EXERCISE PROMPT:
Transcribe the material verbatim in full; the pictures do not belong in the copy.
++++ DATA BLOCK
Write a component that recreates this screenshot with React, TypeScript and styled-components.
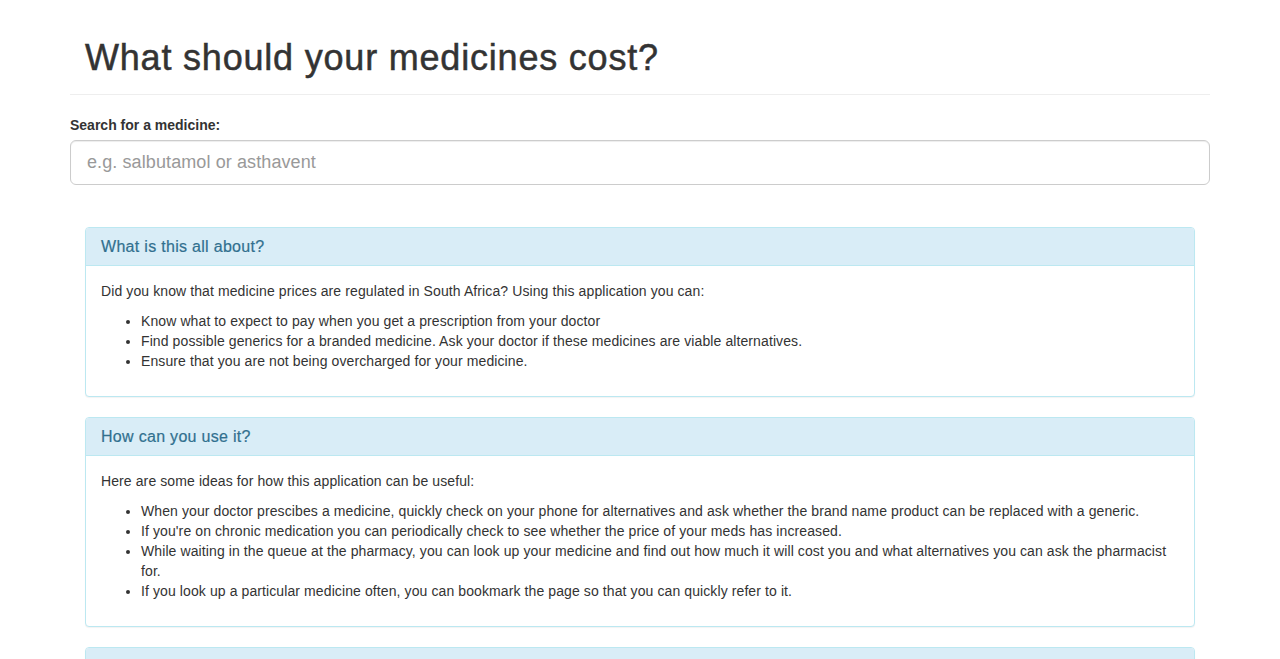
import React from "react";
import styled, { createGlobalStyle } from "styled-components";

const Global = createGlobalStyle`
  html, body { margin: 0; padding: 0; background: #fff; }
  body {
    font-family: "Helvetica Neue", "Liberation Sans", Arial, sans-serif;
    font-size: 14px;
    line-height: 1.42857143;
    letter-spacing: 0.1px;
    color: #333;
  }
  * { box-sizing: border-box; }
`;

const Container = styled.div`
  width: 1170px;
  margin: 0 auto;
  padding: 0 15px;
`;

const PageHeader = styled.div`
  padding: 38px 0 9px;
  margin: 0 0 20px;
  border-bottom: 1px solid #eee;
`;

const Title = styled.h1`
  margin: 0 0 7px;
  padding: 0 15px;
  font-size: 36px;
  font-weight: 500;
  line-height: 40px;
  letter-spacing: 0.8px;
  color: #333;
  -webkit-text-stroke: 0.5px #333;
`;

const FormGroup = styled.div`
  margin-bottom: 15px;
`;

const Label = styled.label`
  display: inline-block;
  margin-bottom: 5px;
  font-weight: 700;
  letter-spacing: 0;
`;

const SearchInput = styled.input`
  display: block;
  width: 100%;
  height: 45px;
  padding: 10px 16px;
  font-size: 18px;
  line-height: 1.3333333;
  font-family: inherit;
  letter-spacing: 0.1px;
  color: #555;
  background: #fff;
  border: 1px solid #ccc;
  border-radius: 6px;
  box-shadow: inset 0 1px 1px rgba(0, 0, 0, 0.075);
  outline: none;
  &::placeholder { color: #999; }
`;

const Panels = styled.div`
  padding: 27px 15px 0;
`;

const Panel = styled.section`
  margin-bottom: 20px;
  background: #fff;
  border: 1px solid #bce8f1;
  border-radius: 4px;
  box-shadow: 0 1px 1px rgba(0, 0, 0, 0.05);
`;

const PanelHeading = styled.div`
  padding: 10px 15px;
  background: #d9edf7;
  color: #31708f;
  border-bottom: 1px solid #bce8f1;
  border-top-left-radius: 3px;
  border-top-right-radius: 3px;
`;

const PanelTitle = styled.h3`
  margin: 0;
  font-size: 16px;
  font-weight: 500;
  line-height: 17px;
  letter-spacing: 0.3px;
  color: inherit;
  -webkit-text-stroke: 0.2px #31708f;
`;

const PanelBody = styled.div`
  padding: 15px;
`;

const Para = styled.p`
  margin: 0 0 10px;
`;

const List = styled.ul`
  margin: 0 0 10px;
  padding-left: 40px;
`;

const sections = [
  {
    title: "What is this all about?",
    intro:
      "Did you know that medicine prices are regulated in South Africa? Using this application you can:",
    items: [
      "Know what to expect to pay when you get a prescription from your doctor",
      "Find possible generics for a branded medicine. Ask your doctor if these medicines are viable alternatives.",
      "Ensure that you are not being overcharged for your medicine.",
    ],
  },
  {
    title: "How can you use it?",
    intro: "Here are some ideas for how this application can be useful:",
    items: [
      "When your doctor prescibes a medicine, quickly check on your phone for alternatives and ask whether the brand name product can be replaced with a generic.",
      "If you're on chronic medication you can periodically check to see whether the price of your meds has increased.",
      "While waiting in the queue at the pharmacy, you can look up your medicine and find out how much it will cost you and what alternatives you can ask the pharmacist for.",
      "If you look up a particular medicine often, you can bookmark the page so that you can quickly refer to it.",
    ],
  },
  {
    title: "Where does the data come from?",
    intro:
      "The medicine prices are published by the Department of Health in the Single Exit Price database.",
    items: [],
  },
];

export default function App() {
  return (
    <>
      <Global />
      <Container>
        <PageHeader>
          <Title>What should your medicines cost?</Title>
        </PageHeader>
        <FormGroup>
          <Label htmlFor="search">Search for a medicine:</Label>
          <SearchInput id="search" type="text" placeholder="e.g. salbutamol or asthavent" />
        </FormGroup>
        <Panels>
          {sections.map((s) => (
            <Panel key={s.title}>
              <PanelHeading>
                <PanelTitle>{s.title}</PanelTitle>
              </PanelHeading>
              <PanelBody>
                <Para>{s.intro}</Para>
                {s.items.length > 0 && (
                  <List>
                    {s.items.map((it) => (
                      <li key={it}>{it}</li>
                    ))}
                  </List>
                )}
              </PanelBody>
            </Panel>
          ))}
        </Panels>
      </Container>
    </>
  );
}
++++++++
RESULT FOR THIS TASK:
Write a component that recreates this screenshot with React, TypeScript and styled-components.
import React from "react";
import styled, { createGlobalStyle } from "styled-components";

const Global = createGlobalStyle`
  html, body { margin: 0; padding: 0; background: #fff; }
  body {
    font-family: "Helvetica Neue", "Liberation Sans", Arial, sans-serif;
    font-size: 14px;
    line-height: 1.42857143;
    letter-spacing: 0.1px;
    color: #333;
  }
  * { box-sizing: border-box; }
`;

const Container = styled.div`
  width: 1170px;
  margin: 0 auto;
  padding: 0 15px;
`;

const PageHeader = styled.div`
  padding: 38px 0 9px;
  margin: 0 0 20px;
  border-bottom: 1px solid #eee;
`;

const Title = styled.h1`
  margin: 0 0 7px;
  padding: 0 15px;
  font-size: 36px;
  font-weight: 500;
  line-height: 40px;
  letter-spacing: 0.8px;
  color: #333;
  -webkit-text-stroke: 0.5px #333;
`;

const FormGroup = styled.div`
  margin-bottom: 15px;
`;

const Label = styled.label`
  display: inline-block;
  margin-bottom: 5px;
  font-weight: 700;
  letter-spacing: 0;
`;

const SearchInput = styled.input`
  display: block;
  width: 100%;
  height: 45px;
  padding: 10px 16px;
  font-size: 18px;
  line-height: 1.3333333;
  font-family: inherit;
  letter-spacing: 0.1px;
  color: #555;
  background: #fff;
  border: 1px solid #ccc;
  border-radius: 6px;
  box-shadow: inset 0 1px 1px rgba(0, 0, 0, 0.075);
  outline: none;
  &::placeholder { color: #999; }
`;

const Panels = styled.div`
  padding: 27px 15px 0;
`;

const Panel = styled.section`
  margin-bottom: 20px;
  background: #fff;
  border: 1px solid #bce8f1;
  border-radius: 4px;
  box-shadow: 0 1px 1px rgba(0, 0, 0, 0.05);
`;

const PanelHeading = styled.div`
  padding: 10px 15px;
  background: #d9edf7;
  color: #31708f;
  border-bottom: 1px solid #bce8f1;
  border-top-left-radius: 3px;
  border-top-right-radius: 3px;
`;

const PanelTitle = styled.h3`
  margin: 0;
  font-size: 16px;
  font-weight: 500;
  line-height: 17px;
  letter-spacing: 0.3px;
  color: inherit;
  -webkit-text-stroke: 0.2px #31708f;
`;

const PanelBody = styled.div`
  padding: 15px;
`;

const Para = styled.p`
  margin: 0 0 10px;
`;

const List = styled.ul`
  margin: 0 0 10px;
  padding-left: 40px;
`;

const sections = [
  {
    title: "What is this all about?",
    intro:
      "Did you know that medicine prices are regulated in South Africa? Using this application you can:",
    items: [
      "Know what to expect to pay when you get a prescription from your doctor",
      "Find possible generics for a branded medicine. Ask your doctor if these medicines are viable alternatives.",
      "Ensure that you are not being overcharged for your medicine.",
    ],
  },
  {
    title: "How can you use it?",
    intro: "Here are some ideas for how this application can be useful:",
    items: [
      "When your doctor prescibes a medicine, quickly check on your phone for alternatives and ask whether the brand name product can be replaced with a generic.",
      "If you're on chronic medication you can periodically check to see whether the price of your meds has increased.",
      "While waiting in the queue at the pharmacy, you can look up your medicine and find out how much it will cost you and what alternatives you can ask the pharmacist for.",
      "If you look up a particular medicine often, you can bookmark the page so that you can quickly refer to it.",
    ],
  },
  {
    title: "Where does the data come from?",
    intro:
      "The medicine prices are published by the Department of Health in the Single Exit Price database.",
    items: [],
  },
];

export default function App() {
  return (
    <>
      <Global />
      <Container>
        <PageHeader>
          <Title>What should your medicines cost?</Title>
        </PageHeader>
        <FormGroup>
          <Label htmlFor="search">Search for a medicine:</Label>
          <SearchInput id="search" type="text" placeholder="e.g. salbutamol or asthavent" />
        </FormGroup>
        <Panels>
          {sections.map((s) => (
            <Panel key={s.title}>
              <PanelHeading>
                <PanelTitle>{s.title}</PanelTitle>
              </PanelHeading>
              <PanelBody>
                <Para>{s.intro}</Para>
                {s.items.length > 0 && (
                  <List>
                    {s.items.map((it) => (
                      <li key={it}>{it}</li>
                    ))}
                  </List>
                )}
              </PanelBody>
            </Panel>
          ))}
        </Panels>
      </Container>
    </>
  );
}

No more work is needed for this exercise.